China's most wanted economic fugitive, Yang Xiuzhu, has reportedly given up her application for political asylum in the United States, and wants to return to China as soon as possible.
Yang, being held at the Houston Immigration Detention Center in Texas, said she hoped to return to China to get access to better medical treatment, according to a recent report by World Journal, a Chinese-language newspaper in the United States.
"She calls me repeatedly these days, asking when she can go back," Yang's lawyer, Ke Ziming (Vlad Kuzmin), told World Journal.
Ke (Kuzmin) said Yang's legal team has submitted paperwork to terminate her application for political asylum filed with the federal immigration court and is waiting for a reply, which normally takes one to four weeks to process.

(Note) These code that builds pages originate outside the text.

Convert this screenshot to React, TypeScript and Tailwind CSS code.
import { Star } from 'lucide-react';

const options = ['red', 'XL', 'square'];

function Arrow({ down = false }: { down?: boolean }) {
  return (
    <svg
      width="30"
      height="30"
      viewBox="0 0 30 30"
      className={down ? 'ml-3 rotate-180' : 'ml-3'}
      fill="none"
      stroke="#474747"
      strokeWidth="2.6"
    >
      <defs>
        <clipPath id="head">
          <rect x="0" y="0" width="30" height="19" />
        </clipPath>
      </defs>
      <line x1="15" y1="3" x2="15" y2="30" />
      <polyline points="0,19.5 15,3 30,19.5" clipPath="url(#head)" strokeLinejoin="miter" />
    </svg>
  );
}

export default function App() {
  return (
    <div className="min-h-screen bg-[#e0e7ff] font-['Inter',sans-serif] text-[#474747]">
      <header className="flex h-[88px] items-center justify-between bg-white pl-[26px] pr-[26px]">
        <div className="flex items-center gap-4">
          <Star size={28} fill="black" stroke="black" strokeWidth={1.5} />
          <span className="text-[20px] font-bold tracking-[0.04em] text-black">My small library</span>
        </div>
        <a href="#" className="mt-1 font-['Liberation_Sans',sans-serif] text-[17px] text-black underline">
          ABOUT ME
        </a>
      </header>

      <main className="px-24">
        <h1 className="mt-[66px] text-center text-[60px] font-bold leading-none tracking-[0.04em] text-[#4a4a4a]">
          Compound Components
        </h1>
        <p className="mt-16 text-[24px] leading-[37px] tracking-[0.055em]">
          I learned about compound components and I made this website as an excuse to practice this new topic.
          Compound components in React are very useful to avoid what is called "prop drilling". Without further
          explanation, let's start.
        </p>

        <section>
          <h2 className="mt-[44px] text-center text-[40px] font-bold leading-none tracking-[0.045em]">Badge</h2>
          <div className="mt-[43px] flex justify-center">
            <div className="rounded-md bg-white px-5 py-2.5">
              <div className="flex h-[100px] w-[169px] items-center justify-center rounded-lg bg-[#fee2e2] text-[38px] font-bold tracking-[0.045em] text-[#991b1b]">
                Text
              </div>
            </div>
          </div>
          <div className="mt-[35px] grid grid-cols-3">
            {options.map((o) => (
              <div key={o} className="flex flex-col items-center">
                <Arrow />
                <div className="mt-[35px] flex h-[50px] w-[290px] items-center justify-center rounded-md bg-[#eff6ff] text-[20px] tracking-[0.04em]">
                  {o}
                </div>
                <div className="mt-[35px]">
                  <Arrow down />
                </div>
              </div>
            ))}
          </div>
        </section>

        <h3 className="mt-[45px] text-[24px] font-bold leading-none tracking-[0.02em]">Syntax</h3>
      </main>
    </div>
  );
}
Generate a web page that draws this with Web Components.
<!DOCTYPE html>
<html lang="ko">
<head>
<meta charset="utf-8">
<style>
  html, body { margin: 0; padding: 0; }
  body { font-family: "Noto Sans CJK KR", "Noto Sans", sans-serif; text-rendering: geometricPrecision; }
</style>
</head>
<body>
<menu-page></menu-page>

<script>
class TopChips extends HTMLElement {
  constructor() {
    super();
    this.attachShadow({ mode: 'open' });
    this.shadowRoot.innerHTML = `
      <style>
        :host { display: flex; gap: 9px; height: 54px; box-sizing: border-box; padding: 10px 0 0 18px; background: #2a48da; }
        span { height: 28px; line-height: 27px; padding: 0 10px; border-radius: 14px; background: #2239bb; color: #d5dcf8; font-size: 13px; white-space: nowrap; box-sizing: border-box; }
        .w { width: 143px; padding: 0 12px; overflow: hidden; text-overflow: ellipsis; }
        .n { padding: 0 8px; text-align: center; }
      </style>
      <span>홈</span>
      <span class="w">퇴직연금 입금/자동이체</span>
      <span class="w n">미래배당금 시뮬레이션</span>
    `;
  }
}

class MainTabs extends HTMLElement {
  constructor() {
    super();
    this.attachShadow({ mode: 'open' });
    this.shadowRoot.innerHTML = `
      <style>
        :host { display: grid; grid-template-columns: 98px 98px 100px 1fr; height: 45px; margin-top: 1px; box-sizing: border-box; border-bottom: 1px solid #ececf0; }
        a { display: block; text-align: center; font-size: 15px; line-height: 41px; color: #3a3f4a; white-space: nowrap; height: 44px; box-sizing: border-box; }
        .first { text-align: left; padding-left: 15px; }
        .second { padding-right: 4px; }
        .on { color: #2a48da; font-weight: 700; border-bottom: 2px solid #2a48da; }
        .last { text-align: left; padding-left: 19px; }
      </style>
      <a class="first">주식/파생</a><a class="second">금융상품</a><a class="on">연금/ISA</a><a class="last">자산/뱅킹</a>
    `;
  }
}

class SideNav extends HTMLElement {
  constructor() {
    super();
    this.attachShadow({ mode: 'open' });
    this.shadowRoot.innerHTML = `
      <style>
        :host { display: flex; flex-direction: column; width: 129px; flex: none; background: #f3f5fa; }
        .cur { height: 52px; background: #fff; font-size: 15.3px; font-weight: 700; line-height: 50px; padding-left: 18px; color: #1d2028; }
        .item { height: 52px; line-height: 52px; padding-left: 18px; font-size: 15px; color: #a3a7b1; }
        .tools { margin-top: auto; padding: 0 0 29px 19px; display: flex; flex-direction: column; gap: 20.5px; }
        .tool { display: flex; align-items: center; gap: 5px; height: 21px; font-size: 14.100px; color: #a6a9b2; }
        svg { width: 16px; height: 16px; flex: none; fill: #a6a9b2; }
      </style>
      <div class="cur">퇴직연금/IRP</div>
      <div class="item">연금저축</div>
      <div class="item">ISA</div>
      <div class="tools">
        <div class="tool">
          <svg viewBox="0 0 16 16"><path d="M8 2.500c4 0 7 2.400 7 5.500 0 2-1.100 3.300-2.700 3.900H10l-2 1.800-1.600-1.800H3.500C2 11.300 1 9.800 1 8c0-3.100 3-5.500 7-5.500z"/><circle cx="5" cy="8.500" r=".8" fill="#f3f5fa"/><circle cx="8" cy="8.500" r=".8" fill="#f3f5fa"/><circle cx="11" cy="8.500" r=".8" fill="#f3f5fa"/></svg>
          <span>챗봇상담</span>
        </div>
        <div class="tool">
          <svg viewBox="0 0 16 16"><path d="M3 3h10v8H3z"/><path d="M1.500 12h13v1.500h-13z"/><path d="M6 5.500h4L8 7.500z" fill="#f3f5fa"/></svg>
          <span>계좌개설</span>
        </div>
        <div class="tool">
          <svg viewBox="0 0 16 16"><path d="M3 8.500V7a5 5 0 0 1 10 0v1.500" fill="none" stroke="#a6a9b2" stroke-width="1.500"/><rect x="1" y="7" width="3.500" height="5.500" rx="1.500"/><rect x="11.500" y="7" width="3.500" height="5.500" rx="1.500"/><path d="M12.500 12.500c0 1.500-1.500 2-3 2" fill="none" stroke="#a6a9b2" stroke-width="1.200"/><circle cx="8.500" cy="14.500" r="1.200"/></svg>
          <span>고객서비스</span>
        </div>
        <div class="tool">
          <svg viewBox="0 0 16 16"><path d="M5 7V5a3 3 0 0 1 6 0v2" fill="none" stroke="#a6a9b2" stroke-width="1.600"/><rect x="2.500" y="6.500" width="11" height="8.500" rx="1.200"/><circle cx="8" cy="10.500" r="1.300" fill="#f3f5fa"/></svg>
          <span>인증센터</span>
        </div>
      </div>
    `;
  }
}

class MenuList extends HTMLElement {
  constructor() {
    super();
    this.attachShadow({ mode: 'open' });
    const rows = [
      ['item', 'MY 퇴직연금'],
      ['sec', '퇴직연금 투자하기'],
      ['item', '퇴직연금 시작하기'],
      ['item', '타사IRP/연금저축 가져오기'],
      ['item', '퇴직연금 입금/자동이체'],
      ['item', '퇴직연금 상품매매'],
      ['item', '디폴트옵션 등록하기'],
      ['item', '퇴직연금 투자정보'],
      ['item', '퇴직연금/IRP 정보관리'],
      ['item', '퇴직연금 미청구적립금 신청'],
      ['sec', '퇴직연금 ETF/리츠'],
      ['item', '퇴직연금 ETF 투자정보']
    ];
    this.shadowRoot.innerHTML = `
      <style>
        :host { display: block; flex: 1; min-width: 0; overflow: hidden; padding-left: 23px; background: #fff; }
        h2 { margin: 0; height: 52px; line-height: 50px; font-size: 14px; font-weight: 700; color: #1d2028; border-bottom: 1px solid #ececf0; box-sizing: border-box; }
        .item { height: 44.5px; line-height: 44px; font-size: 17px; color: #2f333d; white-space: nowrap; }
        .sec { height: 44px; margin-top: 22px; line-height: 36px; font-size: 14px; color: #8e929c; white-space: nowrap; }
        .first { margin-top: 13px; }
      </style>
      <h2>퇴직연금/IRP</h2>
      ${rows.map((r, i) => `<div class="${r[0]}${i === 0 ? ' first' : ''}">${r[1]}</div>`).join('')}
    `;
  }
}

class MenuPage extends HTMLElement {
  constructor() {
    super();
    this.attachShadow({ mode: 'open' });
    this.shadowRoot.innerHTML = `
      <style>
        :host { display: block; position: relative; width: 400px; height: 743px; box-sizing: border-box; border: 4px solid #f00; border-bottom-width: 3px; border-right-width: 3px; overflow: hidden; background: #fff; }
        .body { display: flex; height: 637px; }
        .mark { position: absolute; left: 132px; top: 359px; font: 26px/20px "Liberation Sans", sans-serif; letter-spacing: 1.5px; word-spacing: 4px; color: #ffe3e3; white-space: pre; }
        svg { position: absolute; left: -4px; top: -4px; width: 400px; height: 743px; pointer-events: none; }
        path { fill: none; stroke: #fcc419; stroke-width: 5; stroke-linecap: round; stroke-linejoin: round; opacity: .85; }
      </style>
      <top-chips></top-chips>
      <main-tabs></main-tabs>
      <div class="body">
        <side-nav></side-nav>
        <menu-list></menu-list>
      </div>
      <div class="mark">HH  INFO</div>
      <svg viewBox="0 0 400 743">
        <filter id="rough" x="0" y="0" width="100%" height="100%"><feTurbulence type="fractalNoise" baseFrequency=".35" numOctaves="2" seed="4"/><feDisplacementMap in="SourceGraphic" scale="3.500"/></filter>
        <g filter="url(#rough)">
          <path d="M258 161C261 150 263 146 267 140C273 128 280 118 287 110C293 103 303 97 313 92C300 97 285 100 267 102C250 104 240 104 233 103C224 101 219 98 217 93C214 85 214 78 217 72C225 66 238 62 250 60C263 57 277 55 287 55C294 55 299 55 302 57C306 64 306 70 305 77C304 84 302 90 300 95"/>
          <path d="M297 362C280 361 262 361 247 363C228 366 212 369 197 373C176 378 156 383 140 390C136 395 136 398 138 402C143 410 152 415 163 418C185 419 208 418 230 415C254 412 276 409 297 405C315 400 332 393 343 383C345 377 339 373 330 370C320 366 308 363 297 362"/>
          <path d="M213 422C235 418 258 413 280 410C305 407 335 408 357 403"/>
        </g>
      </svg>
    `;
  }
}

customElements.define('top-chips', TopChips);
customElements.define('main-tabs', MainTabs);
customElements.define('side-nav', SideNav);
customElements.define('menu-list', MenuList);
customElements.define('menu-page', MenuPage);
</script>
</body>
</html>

She is expected to return to China as early as August, the report said.
Yang, 70, was former deputy head of the construction bureau in Zhejiang province and the head of the provincial office of urbanization before she fled China about 13 years ago. She had also been vice-mayor of Wenzhou, in the same province, from 1995 to 1998.
Yang tops the list of 100 Chinese fugitives who are suspected of economic crimes and subject to an Interpol red notice.
She fled to the US in April 2003 when evidence of corrupt conduct was uncovered after her brother Yang Guangrong was arrested by the procuratorate in Zhejiang in March 2003 on charges of accepting bribes from local real estate developers.
She was accused of taking bribes worth more than 250 million yuan ($37.4 million). Of that, 42.4 million yuan has been recovered, authorities said.
Her brother was sentenced to 16-and-a-half years in prison in November 2004 for accepting 180,000 yuan in bribes.
According to Ke, Yang feels that she has not been getting proper treatment in the current detention facility, which she was transferred to in July from a detention facility in Hudson, New Jersey, which rejected her request for medical parole.
Yang was arrested in the Netherlands in 2005 but escaped detention in May 2014 after being rejected for political asylum. She fled to Canada and then entered the US, which has no extradition treaty with China.
Former officials like Yang have been in the crosshairs of the Central Commission for Disciplinary Inspection as the nationwide anti-corruption campaign has picked up steam recently, especially after it expanded overseas last year with its Sky Net operation, aimed at catching corrupt Party members who have absconded with stolen wealth.
A third of the suspects on the list have returned to China, either by force or on their volition, according to the top anti-graft agency.
Zhang Yi and Nancy Kong contributed to this story.